Test 1: If I download the file through my browser and take a look and save it through my text editor (VS Code) and then try to load it locally it works fine. OK.

Test 2: If I instead download the file directly via curl https://gicentre.github.io/data/bicycleHiresLondon.csv > bicycleHiresLondon.csv and try to load it locally it breaks as before. Not OK! But, we learn something important: this shows that the problem is not in our node-based fetch polyfill, as now we see that node’s fs module has the same behavior when loading directly from the local file system.

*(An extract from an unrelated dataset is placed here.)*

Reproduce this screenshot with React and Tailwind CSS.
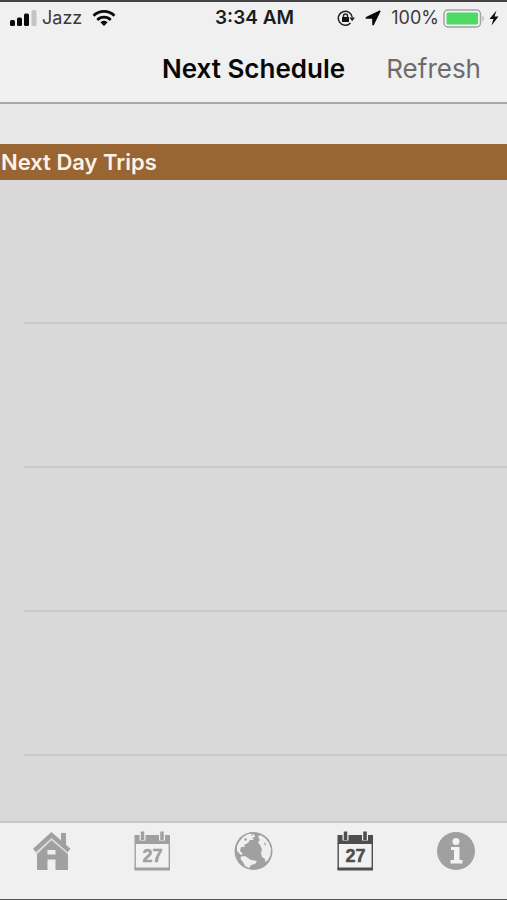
function SignalIcon() {
  return (
    <svg className="h-4 w-7" viewBox="0 0 28 16" aria-hidden="true">
      <rect x="0" y="10" width="5" height="6" rx="1.5" fill="#0a0a0a" />
      <rect x="7" y="7.500" width="5" height="8.500" rx="1.5" fill="#0a0a0a" />
      <rect x="14" y="3.500" width="5" height="12.500" rx="1.5" fill="#0a0a0a" />
      <rect x="21.500" y="0" width="5" height="16" rx="1.5" fill="#c4c4c4" />
    </svg>
  );
}

function WifiIcon() {
  return (
    <svg className="h-4 w-6" viewBox="0 0 24 16" fill="none" stroke="#0a0a0a" strokeWidth="2.8" aria-hidden="true">
      <path d="M1.500 5.700C7.500 0 16.500 0 22.500 5.700" />
      <path d="M5.300 10C9 6.200 15 6.200 18.700 10" />
      <path d="M8.300 12.300C10.500 10.200 13.500 10.200 15.700 12.300L12 16Z" fill="#0a0a0a" stroke="none" />
    </svg>
  );
}

function RotationLockIcon() {
  return (
    <svg className="h-[18px] w-[18px]" viewBox="0 0 18 18" fill="none" stroke="#222" strokeWidth="1.5" aria-hidden="true">
      <path d="M15.300 8.500A7 7 0 1 0 13.500 14" />
      <path d="M12.300 8.500H18L15.200 12.200Z" fill="#222" stroke="none" />
      <rect x="5" y="8" width="7" height="5" rx="0.5" fill="#111" stroke="none" />
      <path d="M6.500 8.500V7A2 2 0 0 1 10.500 7V8.500" />
    </svg>
  );
}

function LocationIcon() {
  return (
    <svg className="h-4 w-4" viewBox="0 0 16 16" fill="#0a0a0a" aria-hidden="true">
      <path d="M15.500 1.500Q15.800 0.200 14.500 0.600L1 7Q-0.200 8.300 1.500 8.800H7.200V14.500Q7.600 16 8.900 15Z" />
    </svg>
  );
}

function BatteryIcon() {
  return (
    <svg className="h-[19px] w-[42px]" viewBox="0 0 42 19" aria-hidden="true">
      <rect x="1" y="1" width="36.500" height="17" rx="4" fill="#f4f4f4" stroke="#a3a3a3" strokeWidth="1.500" />
      <rect x="3.500" y="3.500" width="31.500" height="12" rx="1.500" fill="#4cd964" />
      <path d="M39.500 6.500Q42 9.500 39.500 12.500Z" fill="#a3a3a3" />
    </svg>
  );
}

function BoltIcon() {
  return (
    <svg className="h-4 w-[10px]" viewBox="0 0 10 16" fill="#0a0a0a" aria-hidden="true">
      <path d="M7.500 0.500L0.500 9H4.500L2.500 15.500L9.500 6.500H5.500Z" />
    </svg>
  );
}

function HomeIcon() {
  return (
    <svg className="h-10 w-10" viewBox="0 0 40 40" aria-hidden="true">
      <path d="M30 2H35V18L30 13Z" fill="currentColor" />
      <path d="M20.500 9L6 23V39H16.500V28.500H24.500V39H37V23Z" fill="currentColor" />
      <path d="M3.500 19.500L20.500 4L38 19.500" fill="none" stroke="currentColor" strokeWidth="4.500" />
      <path d="M4.500 22.500L20.500 8.200L37 22.500" fill="none" stroke="#d8d8d8" strokeWidth="1.200" />
      <rect x="16.500" y="19" width="8" height="4.500" fill="#f0f0f0" />
    </svg>
  );
}

function CalendarIcon() {
  return (
    <svg className="h-10 w-10" viewBox="0 0 40 40" aria-hidden="true">
      <rect x="3" y="5" width="34" height="34" fill="#f2f2f2" />
      <path d="M2.500 4H38V13H2.500Z" fill="currentColor" />
      <path d="M3.200 12V38.500M37.300 12V38.500" stroke="currentColor" strokeWidth="1.400" />
      <rect x="2.500" y="36.500" width="35.500" height="3" fill="currentColor" />
      <path d="M10.500 0V9.500M30 0V9.500" stroke="#f0f0f0" strokeWidth="6" />
      <path d="M10.500 0.500V9M30 0.500V9" stroke="currentColor" strokeWidth="3.500" />
      <text
        x="20.500"
        y="31"
        textAnchor="middle"
        fill="currentColor"
        stroke="currentColor"
        strokeWidth="0.500"
        className="font-['Liberation_Sans',sans-serif] text-[18px] font-bold"
      >
        27
      </text>
    </svg>
  );
}

function GlobeIcon() {
  return (
    <svg className="h-10 w-10" viewBox="0 0 40 40" aria-hidden="true">
      <circle cx="20.500" cy="20" r="19" fill="currentColor" />
      <g fill="#efefef">
        <path d="M6 11L10 6L15 3L21 3L22 6L19 7L21 9L17 9L15 12L11 14L12 16L8 16L7 20L10 23L8 24L4 20L4 15Z" />
        <path d="M8 25.500L12 25L15 27L18 29L24 30L22 33L18 34L16 37L12 35L10 31L7.500 28Z" />
        <path d="M27 4L32 7L36 12L38 18L37.500 24L35 29L32 31L32 28L29 26L28 22L29 18L27 14L25 11L27 9L25 6Z" />
      </g>
      <path d="M11 8L13 7L14 9L12 10ZM18 4L20 3L20 5ZM31 11L33 13L32 15Z" fill="currentColor" />
    </svg>
  );
}

function InfoIcon() {
  return (
    <svg className="h-10 w-10" viewBox="0 0 40 40" aria-hidden="true">
      <circle cx="20" cy="20" r="19" fill="currentColor" />
      <circle cx="20" cy="10.500" r="3.500" fill="#f3f3f3" />
      <path d="M15 16H23.500V29H26.500V32.500H14.500V29H18V19H15Z" fill="#f3f3f3" />
    </svg>
  );
}

const tabs = [
  { label: "Home", Icon: HomeIcon },
  { label: "Today", Icon: CalendarIcon },
  { label: "World", Icon: GlobeIcon },
  { label: "Next schedule", Icon: CalendarIcon, active: true },
  { label: "Information", Icon: InfoIcon },
];

const rows = [1, 2, 3, 4];

export default function App() {
  return (
    <div className="flex min-h-screen flex-col border-t-2 border-b border-t-[#454547] border-b-[#555] bg-[#d9d9d9] font-['Inter',sans-serif]">
      <header className="border-b-2 border-[#a8a8a8] bg-[#f0f0f0]">
        <div className="flex h-8 items-center pr-2 pl-[10px] text-[#3a3a3a]">
          <div className="flex flex-1 items-center">
            <SignalIcon />
            <span className="mr-[10px] ml-1 text-lg">Jazz</span>
            <WifiIcon />
          </div>
          <time className="text-[19px] font-semibold text-[#1c1c1c]">3:34 AM</time>
          <div className="flex flex-1 items-center justify-end">
            <RotationLockIcon />
            <span className="mx-[10px] flex"><LocationIcon /></span>
            <span className="mr-1 text-lg">100%</span>
            <BatteryIcon />
            <span className="ml-1 flex"><BoltIcon /></span>
          </div>
        </div>
        <div className="grid h-[68px] grid-cols-[1fr_auto_1fr] items-center">
          <h1 className="col-start-2 text-[26px] font-semibold text-[#080808]">Next Schedule</h1>
          <button type="button" className="justify-self-end pr-[26px] text-[26px] text-[#6c6c6c]">Refresh</button>
        </div>
      </header>

      <main className="flex flex-1 flex-col">
        <div className="h-10 bg-[#e8e8e8]" />
        <h2 className="h-9 bg-[#996633] pl-px text-[22px] leading-9 font-semibold text-[#fbf3e9]">Next Day Trips</h2>
        <ul className="flex-1 pl-6">
          {rows.map((row) => (
            <li key={row} className="h-36 border-b-2 border-[#c9c9c9]" />
          ))}
        </ul>
      </main>

      <nav className="grid h-[78px] grid-cols-5 border-t-2 border-[#c8c8c8] bg-[#f0f0f0]">
        {tabs.map(({ label, Icon, active }) => (
          <button
            key={label}
            type="button"
            aria-label={label}
            aria-current={active ? "page" : undefined}
            className={active ? "flex justify-center pt-2 text-[#4e4e4e]" : "flex justify-center pt-2 text-[#a0a0a0]"}
          >
            <Icon />
          </button>
        ))}
      </nav>
    </div>
  );
}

My conclusion? The file format is probably not acceptable to node. So let’s get a hexdump. Here’s what we see:

$ hexdump -C -n128 bicycleHiresLondon.csv
00000000  ef bb bf 4d 6f 6e 74 68  2c 4e 75 6d 62 65 72 4f  |...Month,NumberO|
00000010  66 48 69 72 65 73 2c 41  76 48 69 72 65 54 69 6d  |fHires,AvHireTim|
00000020  65 0d 0a 32 30 31 30 2d  30 37 2c 31 32 34 36 31  |e..2010-07,12461|
00000030  2c 31 37 0d 0a 32 30 31  30 2d 30 38 2c 33 34 31  |,17..2010-08,341|
00000040  32 30 33 2c 31 37 0d 0a  32 30 31 30 2d 30 39 2c  |203,17..2010-09,|
00000050  35 34 30 38 35 39 2c 31  35 0d 0a 32 30 31 30 2d  |540859,15..2010-|
00000060  31 30 2c 35 34 34 34 31  32 2c 31 35 0d 0a 32 30  |10,544412,15..20|
00000070  31 30 2d 31 31 2c 34 35  36 33 30 34 2c 31 34 0d  |10-11,456304,14.|

Hmm, what is that ef bb bf at the beginning of the byte stream? A little Googling and Wikipedia comes to the rescue: https://en.wikipedia.org/wiki/Byte_order_mark

Here is a particularly telling passage from the Wikipedia article:

BOM use is optional. Its presence interferes with the use of UTF-8 by software that does not expect non-ASCII bytes at the start of a file but that could otherwise handle the text stream.

So it appears that the software being used to generate this CSV is producing output that breaks other tools. The solution is simple: generate CSV files through some other means.

But, why does this work online? Perhaps the browser’s loading mechanism handles this (or strips it) for us, whereas node.js does not.